Our Tuscan adventure began in the Chianti region starting with Greve in Chianti, supposedly one of the main attractions in the area. To our dismay Greve was rather uneventful, and lacked the typical medieval Tuscan feel that we were hoping for.
We found immediate redemption on a slight detouring just a few minutes down the road in the town of Montefiorale, a quaint little hideaway atop a hill, listed in the renown Italian travel guide ‘Borgi Piu Alta’ as one of the best places to visit in Italy. We embarked on a journey back through time as we walked across thousand year old cobblestone alleys. Everywhere you turned was a picturesque corner, one after the next. One just can’t help but stop and photograph.
The town is extremely small and while there are no restaurants or coffee shops, it’s a great little pit stop if you’re looking for classic Tuscany, minus the crowds.

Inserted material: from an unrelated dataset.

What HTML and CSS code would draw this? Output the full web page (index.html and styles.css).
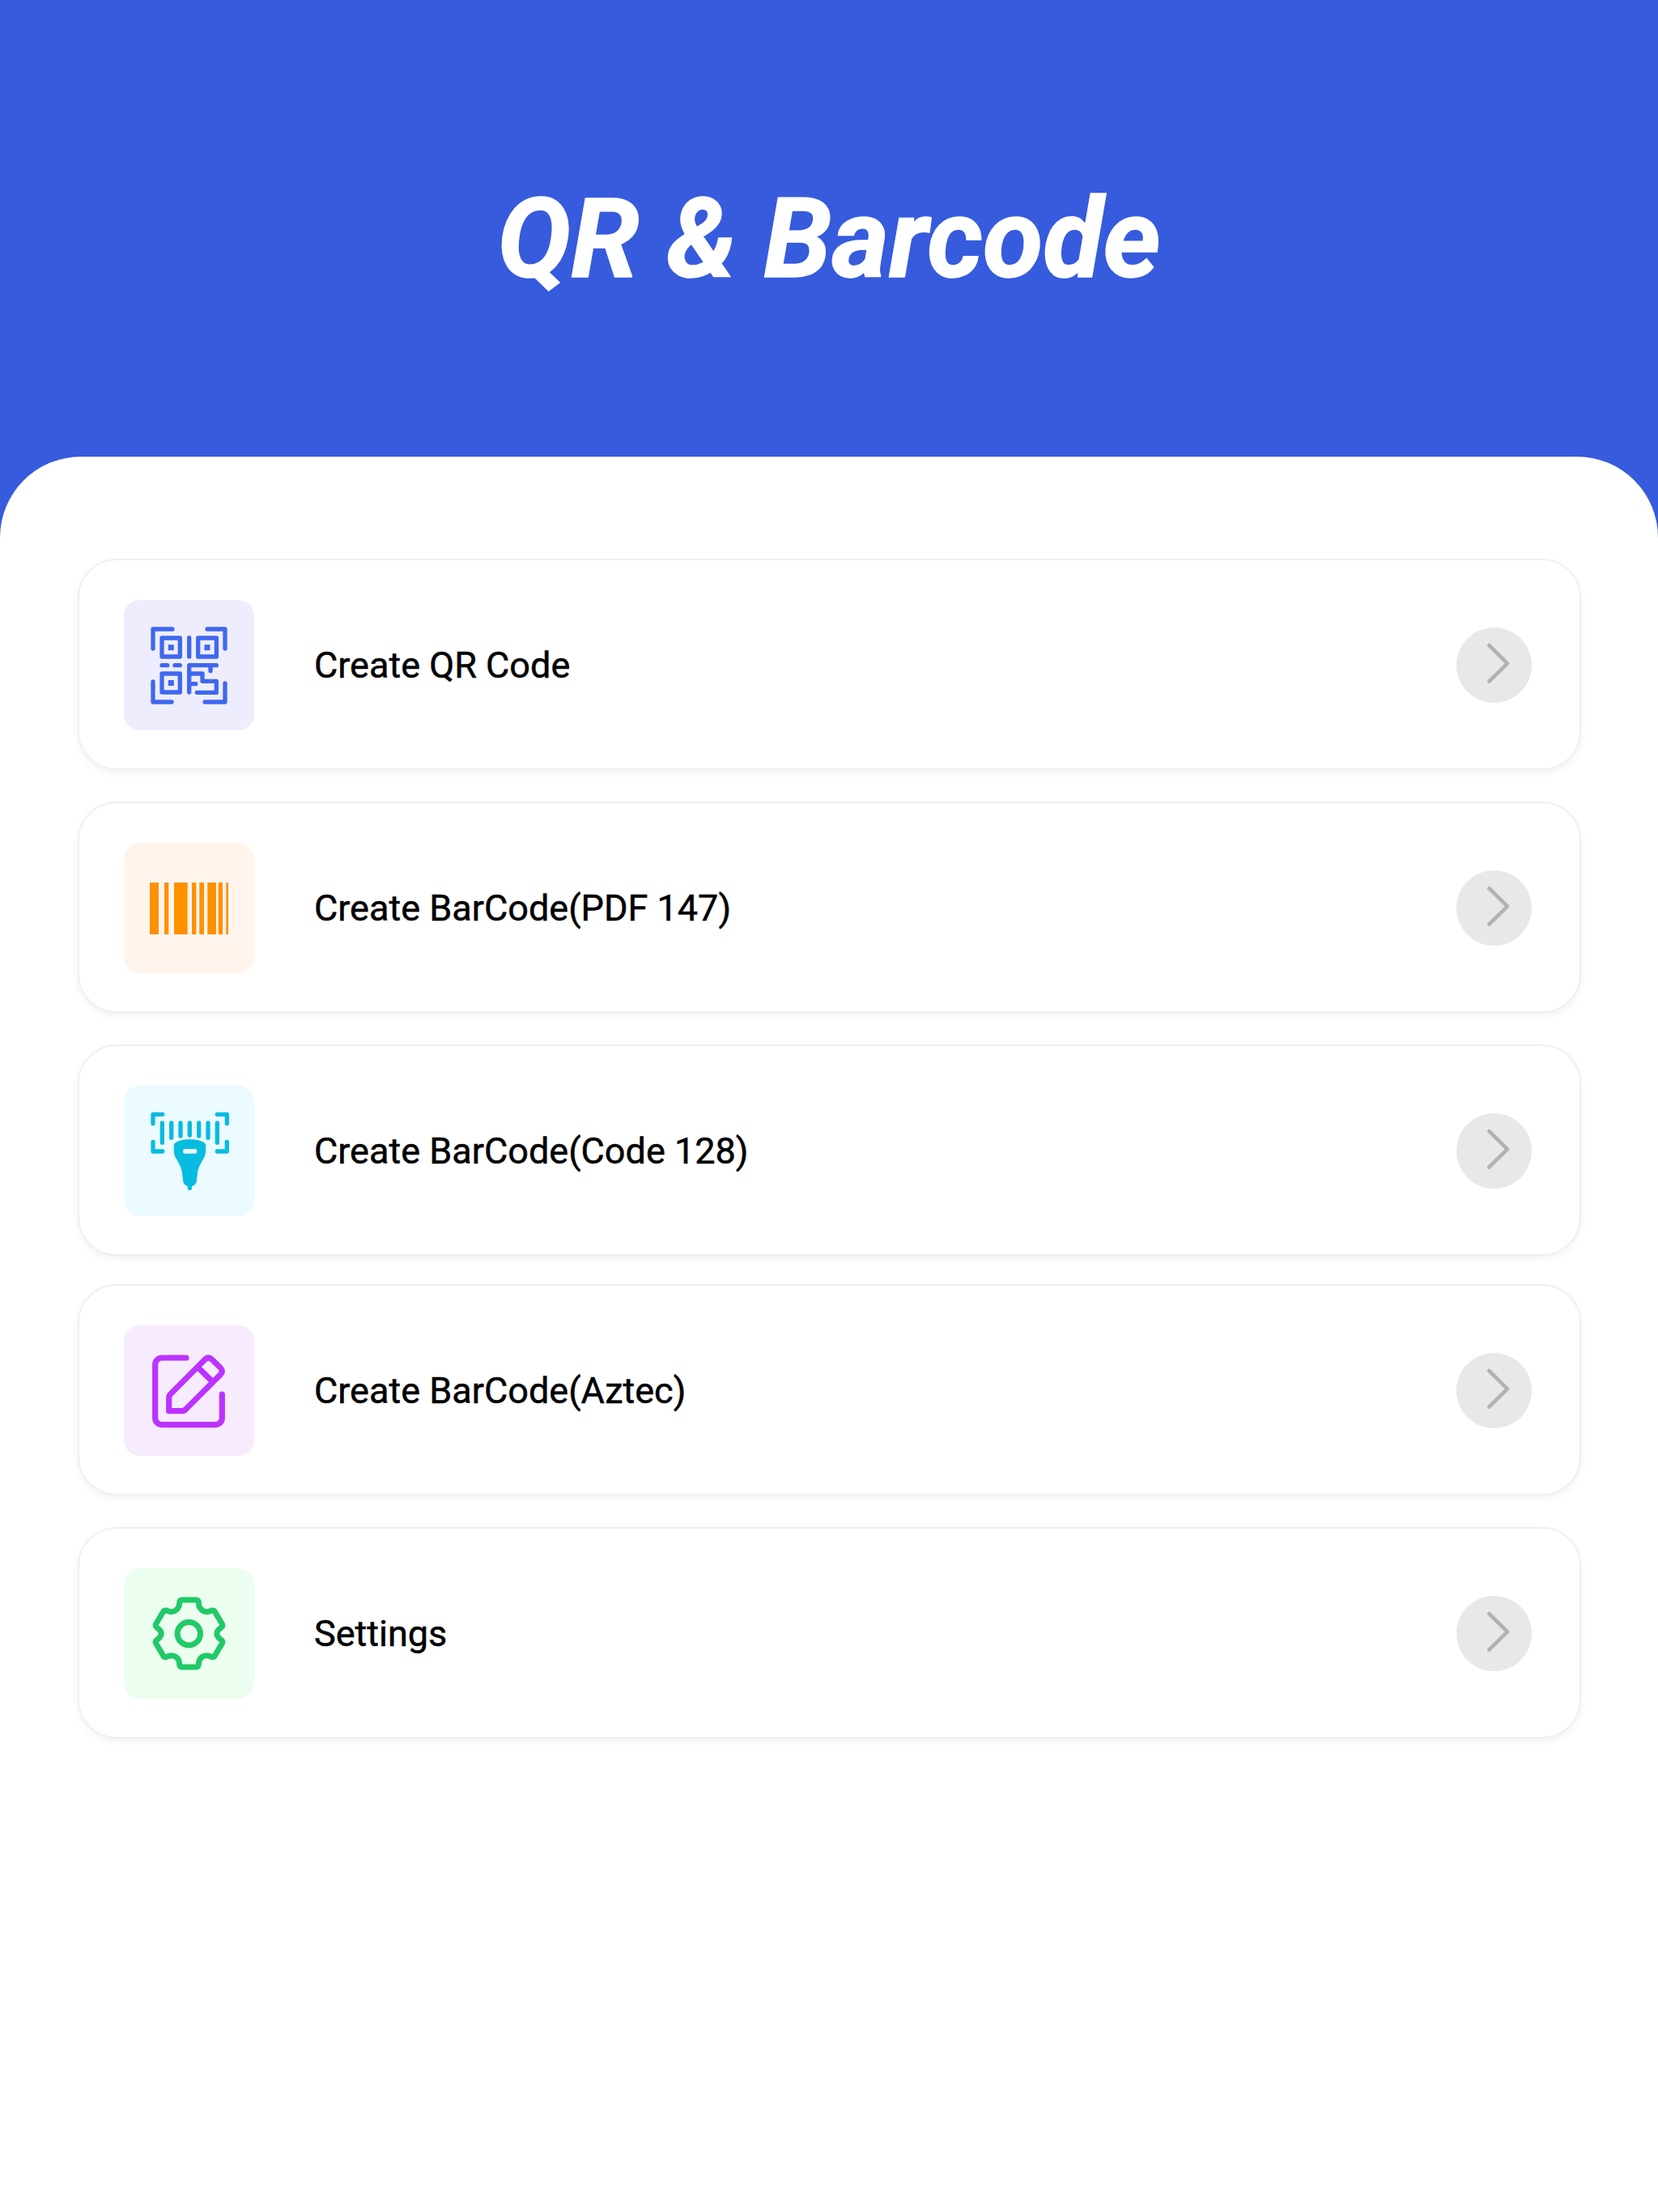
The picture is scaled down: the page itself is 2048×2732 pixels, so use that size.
FILE: index.html
```html
<!DOCTYPE html>
<html lang="en">
<head>
  <meta charset="UTF-8" />
  <meta name="viewport" content="width=device-width, initial-scale=1.0"/>
  <title>QR &amp; Barcode</title>
  <link rel="stylesheet" href="styles.css">
</head>
<body>
  <header class="header">
    <h1>QR &amp; Barcode</h1>
  </header>

  <main class="panel">
    <a class="card">
      <div class="icon icon-qr">
        <svg viewBox="0 0 161 161" fill="none" stroke="#3f68ee" stroke-width="5.3" stroke-linecap="round" stroke-linejoin="round">
          <path d="M36 60V36H60M103 36H125V60M36 101V126H59M100 126H125V103"/>
          <rect x="47" y="47" width="22.3" height="23"/>
          <rect x="91.7" y="47" width="22.7" height="23"/>
          <rect x="47" y="91" width="22.3" height="23"/>
          <path d="M80.7 46.7V70M47 80.7H53.7M63 80.7H69.3M80.7 114V80.7H114.3M107 80.7V87.7M80.7 91H97V100.3H114.3V114.3H90.3M80.7 103.7H88.7"/>
          <g fill="#3f68ee" stroke="none">
            <rect x="54.8" y="55.2" width="7" height="7"/>
            <rect x="99.5" y="55.2" width="7" height="7"/>
            <rect x="54.8" y="99" width="7" height="7"/>
          </g>
        </svg>
      </div>
      <span class="label">Create QR Code</span>
      <div class="arrow"><svg viewBox="0 0 93 93" fill="none"><path d="M40.3 22L63 44.3L40.3 66.7"/></svg></div>
    </a>

    <a class="card">
      <div class="icon icon-pdf">
        <svg viewBox="0 0 161 161" fill="#ff9000">
          <rect x="32" y="49" width="11" height="64"/>
          <rect x="50" y="49" width="5.3" height="64"/>
          <rect x="62" y="49" width="16.7" height="64"/>
          <rect x="84" y="49" width="5.3" height="64"/>
          <rect x="93.3" y="49" width="5.7" height="64"/>
          <rect x="103.3" y="49" width="10.7" height="64"/>
          <rect x="116.7" y="49" width="5.3" height="64"/>
          <rect x="126.3" y="49" width="2.7" height="64"/>
        </svg>
      </div>
      <span class="label">Create BarCode(PDF 147)</span>
      <div class="arrow"><svg viewBox="0 0 93 93" fill="none"><path d="M40.3 22L63 44.3L40.3 66.7"/></svg></div>
    </a>

    <a class="card">
      <div class="icon icon-code128">
        <svg viewBox="0 0 161 161" fill="none" stroke="#08bbe0" stroke-width="5.3" stroke-linecap="round" stroke-linejoin="round">
          <path d="M36 46.7V35.3H47.7M115.3 35.3H127.3V46.7M36 69.3V81H47.7M115.3 81H127.3V69.3"/>
          <path d="M47.3 46V70.3M58.7 46V64.3M70 46V62M81.3 46V61M92.7 46V62M104 46V64.3M115.3 46V70.3"/>
          <path fill="#08bbe0" stroke="none" d="M81.3 66.3C72 66.3 66 68 62 72C61.5 80 61.5 84 64 89C68 96 71 100 72 108L73 116C73 120 75 123 78.7 124L78.7 127A2.7 2.7 0 0 0 84 127L84 124C88 123 90 120 90 116L91 108C92 100 95 96 99 89C101.5 84 101.5 80 101 72C97 68 91 66.3 81.3 66.3Z"/>
          <rect x="73" y="78" width="17.3" height="5.7" rx="2.8" fill="#ebfbff" stroke="none"/>
        </svg>
      </div>
      <span class="label">Create BarCode(Code 128)</span>
      <div class="arrow"><svg viewBox="0 0 93 93" fill="none"><path d="M40.3 22L63 44.3L40.3 66.7"/></svg></div>
    </a>

    <a class="card card-tight">
      <div class="icon icon-aztec">
        <svg viewBox="0 0 161 161" fill="none" stroke="#bb33ff" stroke-width="7.2" stroke-linecap="round" stroke-linejoin="round">
          <path d="M77 40H47A8.3 8.3 0 0 0 38.7 48.3V114.4A8.3 8.3 0 0 0 47 122.7H113A8.3 8.3 0 0 0 121.3 114.4V85"/>
          <path d="M55.7 105.7V89Q55.7 86.500 57.400 85L100.500 41.700Q104.500 38.200 108.500 41.700L119.500 52.500Q123 56.500 119.500 60.500L76.500 103.500Q74.500 105.700 72 105.700Z"/>
          <path d="M93.7 54L109.300 69.300"/>
        </svg>
      </div>
      <span class="label">Create BarCode(Aztec)</span>
      <div class="arrow"><svg viewBox="0 0 93 93" fill="none"><path d="M40.3 22L63 44.3L40.3 66.7"/></svg></div>
    </a>

    <a class="card">
      <div class="icon icon-settings">
        <svg viewBox="0 0 161 161" fill="none" stroke="#22c968" stroke-width="7" stroke-linecap="round" stroke-linejoin="round">
          <path d="M72 39H89Q92 39 92.3 42L92.5 45C93.5 51 100 55.500 106 53L108.500 52Q111 51.500 112.300 53.500L121.500 69Q122.500 71.500 120.500 73L118.500 74.500C113.500 78.500 113.500 83 118.500 87L120.500 88.500Q122.500 90 121.500 92.500L112.300 108Q111 110 108.500 109.500L106 108.500C100 106 93.500 110 92.500 116L92.300 119Q92 122 89 122H72Q69 122 68.700 119L68.500 116C67.500 110 61 106 55 108.500L52.500 109.500Q50 110 48.700 108L39.500 92.500Q38.500 90 40.500 88.500L42.500 87C47.500 83 47.500 78.500 42.500 74.500L40.500 73Q38.500 71.500 39.500 69L48.700 53.500Q50 51.500 52.500 52L55 53C61 55.500 67.500 51 68.500 45L68.700 42Q69 39 72 39Z"/>
          <circle cx="80.300" cy="80.700" r="14.200"/>
        </svg>
      </div>
      <span class="label">Settings</span>
      <div class="arrow"><svg viewBox="0 0 93 93" fill="none"><path d="M40.3 22L63 44.3L40.3 66.7"/></svg></div>
    </a>
  </main>
</body>
</html>
```

FILE: styles.css
```css
html, body { margin: 0; padding: 0; background: #fff; }
body { font-family: Roboto, "Noto Sans", sans-serif; width: 2048px; height: 2732px; overflow: hidden; }

.header { height: 664px; background: #365bdd; display: flex; justify-content: center; padding-top: 230px; box-sizing: border-box; }
.header h1 { margin: 0; color: #fff; font-size: 136px; line-height: 132px; font-weight: 700; font-style: italic; -webkit-text-stroke: 1.5px #fff; }

.panel { margin-top: -100px; background: #fff; border-radius: 100px 100px 0 0; padding: 126px 95px 0 96px; display: flex; flex-direction: column; gap: 39px; }

.card { height: 261px; box-sizing: border-box; border: 2px solid #f0f0f0; border-radius: 48px; background: #fff; box-shadow: 0 4px 10px rgba(0,0,0,0.05); display: flex; align-items: center; padding: 2px 59px 0 55px; }
.card-tight { margin-top: -4px; }

.icon { width: 161px; height: 161px; border-radius: 20px; flex: none; }
.icon svg { display: block; width: 161px; height: 161px; }
.icon-qr { background: #eeedfe; }
.icon-pdf { background: #fff5ec; }
.icon-code128 { background: #ebfbff; }
.icon-aztec { background: #f7ebfe; }
.icon-settings { background: #ecfeef; }

.label { margin-left: 74px; flex: 1; font-size: 45px; font-weight: 400; color: #000; -webkit-text-stroke: 0.5px #000; }

.arrow { width: 93px; height: 93px; border-radius: 50%; background: #e8e8e8; flex: none; }
.arrow svg { display: block; width: 93px; height: 93px; stroke: #b2b2b2; stroke-width: 4.6; stroke-linecap: round; stroke-linejoin: round; }
```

Afterwards we headed toward Castelline in Chianti driving south on the beautiful Strada Chiantigiana, lined with vineyards, olive groves and beautiful rolling hills. Our trip was pleasantly interrupted by a vibrant village called Pansano, where the bustling life makes a pit stop mandatory.
We joined the small crowd for some people watching and shopped for fresh produce while sipping on a pre lunch espresso. While exploring the little streets of this pretty gem in the Chiantishire we stumbled upon a place that we immediately fell in love with. The view, the flowers, the outdoor terrace overlooking the most incredible panorama, combined with the traditional Tuscan cuisine hooked us.
Like all good things we discovered magic where we least expected. And as always happens while traveling, a short stop on the side of the road turned into an adventure.
A few minutes later we found ourselves sitting at Trattoria Oltregardino enjoying a plate of gluten-free wild boar pasta, local zucchini cooked with mint and olive oil and garden peas seasoned with local prosciutto and olive oil. They even had gluten-free bread for me as well.
The view was so captivating that we didn’t want to leave our table. A second round of espresso just to catch another glimpse?
… Better not, the rest of Chianti awaits!
We hit the road again headed for Castellina in Chianti, situated on top of a hill with an unmistakable watch tower visible from afar. Unfortunately we get there in the middle of a crazy storm. The rain is pouring so hard that we can’t get the windshield wipers to move fast enough. We cruise through with the car and continue our journey south, hoping the sun will make an appearance.
Our next stop was Radda in Chianti, a medieval town with a charming center, beautiful piazza and the original tunnels still in tact that connect the town underground, dating back to the middle age. This place is home to a few cool rustic restaurants, beautiful aggritourismi and a charming trattoria right in the center. We already ate and were rather quite full, but still couldn’t resist the opportunity to sit outside and people watch.
We ordered the local crostone, a sample platter of 4 bruschetta seasoned with tomato, arugula and balsamic, pecorino and truffle, chintasinese and prosciutto curdo.
Why not? We ended up finishing our merenda (the Italian word for afternoon snack) with some local, hand made cantuccini and a glass of vin santo to go with it (a sweet dessert wine perfect to dip the biscotti).
The last destination on our checklist before heading to our Tuscan retreat was Gaiole in Chianti, which was actually a very quick visit, as the town was not as historic and charming as the others. After a brief driving tour we were ready to head home.
We thought about stopping to indulge in another epic Tuscan feast.
But a refreshing dip in the pool and evening in the spa was just too much to resist.